5. Best Practices for Version Control in AI Projects

  1. Commit Discipline:
    • Use atomic commits to encapsulate a single logical change.
    • Write descriptive messages, e.g., Add preprocessing for outlier detection.
  2. Branching Strategies:
    • Adopt branching models like Git Flow to formalize release and feature management.
    • Introduce feature toggles to isolate incomplete features without affecting production.
  3. Handling Large Files:
    • Leverage Git LFS for datasets and model artifacts to avoid repository bloat.
    • Store versions of pre-trained models in cloud storage linked to your repository.

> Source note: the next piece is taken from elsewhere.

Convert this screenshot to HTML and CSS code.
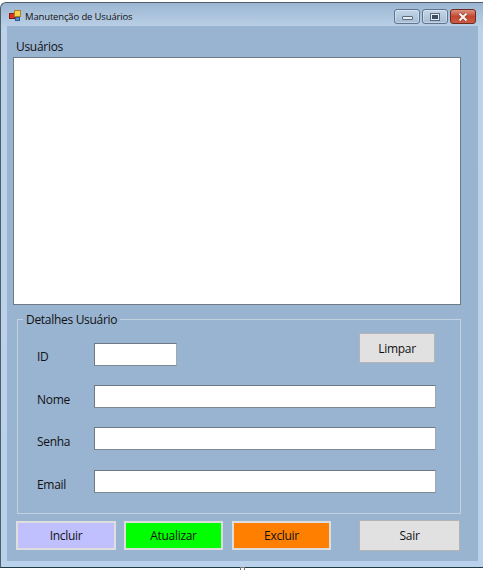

  4. Continuous Monitoring:
    • Regularly review repositories for outdated dependencies or unused branches. Tools like Dependabot can be integrated into your GitHub workflow to automate dependency updates, ensuring your project remains secure and up-to-date.
  5. Documentation and Onboarding:
    • Provide clear guidelines for new contributors, including a contributor’s guide and style guide.
    • Document branching and merging workflows to reduce onboarding time for team members.

By adopting these advanced practices, AI developers can streamline workflows, foster collaboration, and ensure their projects maintain high standards of quality and reproducibility. Incorporating a combination of automation, disciplined workflows, and thorough documentation will position teams to handle the complexities of modern AI projects efficiently and effectively.